Probst: There’s no guarantee. To me, the stars are aligning in a way that it won’t go back. All the innovation and the things we’ve done and continue to do through COVID have been terrific. But if you start looking at the bottom line of health systems and hospitals in our industry, they’re getting hammered. That alone is going to create an imperative for organizations to focus on the problem together versus in the fragmented nature that we were pre-COVID.  

Health Evolution: Interoperability is a holy grail for health care and you have personally been involved in efforts at the federal level. What developments make you think it’s within reach? 

Probst: There’s a lot of work to do. I’m not even sure we are currently within reach. Are we on a trajectory that’s much better? Yeah. We’ve got awareness. We’ve got lots of people using the word. Standards are no longer a four-letter word. They are something people understand we need to have in place to achieve interoperability. There are good things happening. FHIR (Fast Healthcare Interoperability Resources) is a nice standard. It doesn’t achieve semantic interoperability, but it drives us toward the discussion where we can find commonality to achieve semantic interoperability.  

FHIR is a big step. The federal government is doing a fair amount of work around patient ID. Five years ago, I’d go to Washington D.C. and that was a non-starter. Now it’s being brought up as something that’s important. It will take some work to get us over the end zone, but again we’re on the right trajectory. To get semantic interoperability, it’s going to take a national, and ultimately international, effort and focus. Early on, people saw it as a technical problem. But they didn’t see the benefits from a financial or a lifesaving perspective. And now the industry overall, the people in federal government, are seeing it has those benefits. 

Health Evolution: We’ve seen the innovation acceleration in 2020 and also know that there is a lot of work still to do. Why do CEOs need to keep investing in IT, particularly when their budgets have been tightened by the pandemic? 

Probst: It’s become pretty apparent how much more efficient we can be by using some of the tools we’ve deployed during COVID. We’ve been talking about telehealth for five years and it’s had very slow uptake, pre-COVID and then an immediate boom when COVID hit. We’re not going to keep using telemedicine with everybody. But people are learning the kinds of interactions that are perfect for telehealth. They’re leaning which interactions are better for the patient and better for providers. We can stick with those and continue to innovate.  

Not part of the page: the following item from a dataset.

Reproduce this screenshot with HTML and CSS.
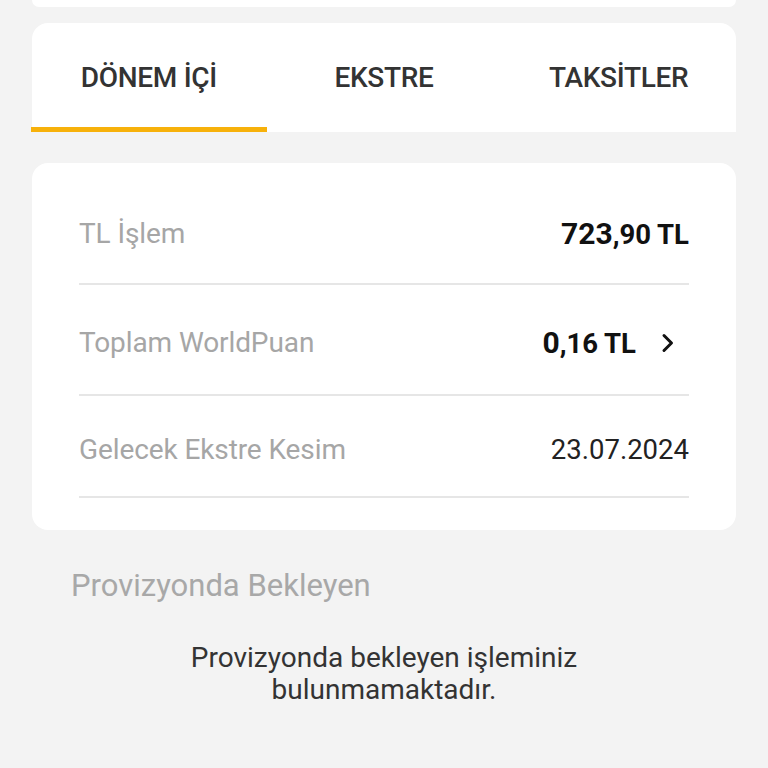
FILE: index.html
```html
<!DOCTYPE html>
<html lang="tr">
<head>
<meta charset="utf-8">
<link rel="stylesheet" href="styles.css">
</head>
<body>
<div class="page">
  <div class="top-card"></div>
  <div class="tabs">
    <div class="tab active">DÖNEM İÇİ</div>
    <div class="tab">EKSTRE</div>
    <div class="tab">TAKSİTLER</div>
  </div>
  <div class="card">
    <div class="row">
      <span class="label">TL İşlem</span>
      <span class="value"><span class="big">723</span>,90 TL</span>
    </div>
    <div class="row">
      <span class="label">Toplam WorldPuan</span>
      <span class="value link"><span class="big">0</span>,16 TL
        <svg class="chev" width="16" height="24" viewBox="0 0 16 24"><path d="M4 4.5 L11.5 12 L4 19.5" fill="none" stroke="#111" stroke-width="3" stroke-linecap="round" stroke-linejoin="round"/></svg>
      </span>
    </div>
    <div class="row">
      <span class="label">Gelecek Ekstre Kesim</span>
      <span class="value plain">23.07.2024</span>
    </div>
  </div>
  <div class="section-title">Provizyonda Bekleyen</div>
  <div class="empty">Provizyonda bekleyen işleminiz<br>bulunmamaktadır.</div>
</div>
</body>
</html>
```
FILE: styles.css
```css
html, body {
  margin: 0;
  padding: 0;
  background: #f3f3f3;
  font-family: Roboto, "Noto Sans", sans-serif;
}
.page {
  width: 768px;
  height: 768px;
  overflow: hidden;
  display: flex;
  flex-direction: column;
  padding: 0 32px;
  box-sizing: border-box;
}
.top-card {
  height: 7px;
  background: #fff;
  border-radius: 0 0 16px 16px;
  flex: none;
}
.tabs {
  margin-top: 16px;
  height: 109px;
  background: #fff;
  border-radius: 16px 16px 0 0;
  display: grid;
  grid-template-columns: repeat(3, 1fr);
  flex: none;
}
.tab {
  display: flex;
  align-items: center;
  justify-content: center;
  padding-top: 4px;
  font-size: 28px;
  font-weight: 500;
  color: #333;
  letter-spacing: -0.3px;
  box-sizing: border-box;
}
.tab.active {
  border-bottom: 5px solid #f7b10a;
  margin-left: -1px;
}
.tab:not(.active) {
  padding-bottom: 5px;
}
.card {
  margin-top: 31px;
  background: #fff;
  border-radius: 16px;
  padding: 15px 47px 32px;
  flex: none;
}
.row {
  display: flex;
  justify-content: space-between;
  align-items: center;
  padding-top: 6px;
  border-bottom: 2px solid #e6e6e6;
  box-sizing: border-box;
}
.row:nth-child(1) { height: 107px; }
.row:nth-child(2) { height: 111px; }
.row:nth-child(3) { height: 102px; }
.label {
  font-size: 28px;
  color: #a6a6a6;
  letter-spacing: -0.1px;
}
.value {
  font-size: 27.5px;
  font-weight: 700;
  color: #111;
  display: flex;
  align-items: baseline;
}
.value .big {
  font-size: 30px;
}
.value.plain {
  font-weight: 400;
  font-size: 27.5px;
  color: #222;
}
.chev {
  margin-left: 24px;
  align-self: center;
  margin-right: 13px;
}
.section-title {
  margin-top: 37px;
  margin-left: 39px;
  font-size: 31px;
  color: #a8a8a8;
}
.empty {
  margin-top: 38px;
  text-align: center;
  font-size: 28px;
  line-height: 32px;
  color: #333;
}
```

We all knew we had inefficiencies in health care, the problem was getting everyone on the same page about how to solve that. Now that we’ve seen we can do that, health care will continue to innovate. It’s not like the problems didn’t financially exist before, we were just making money and were charging way too much. Our patients couldn’t afford to use it. We had some pressure around costs. Now we’re seeing there are pretty creative ways to use technology to [solve that problem]. Anyone that doesn’t continue to innovate around the right technologies, will get acquired, merge or go away. It’s the only way we’re going to be able to do the work in the long run. The long run being 10 years.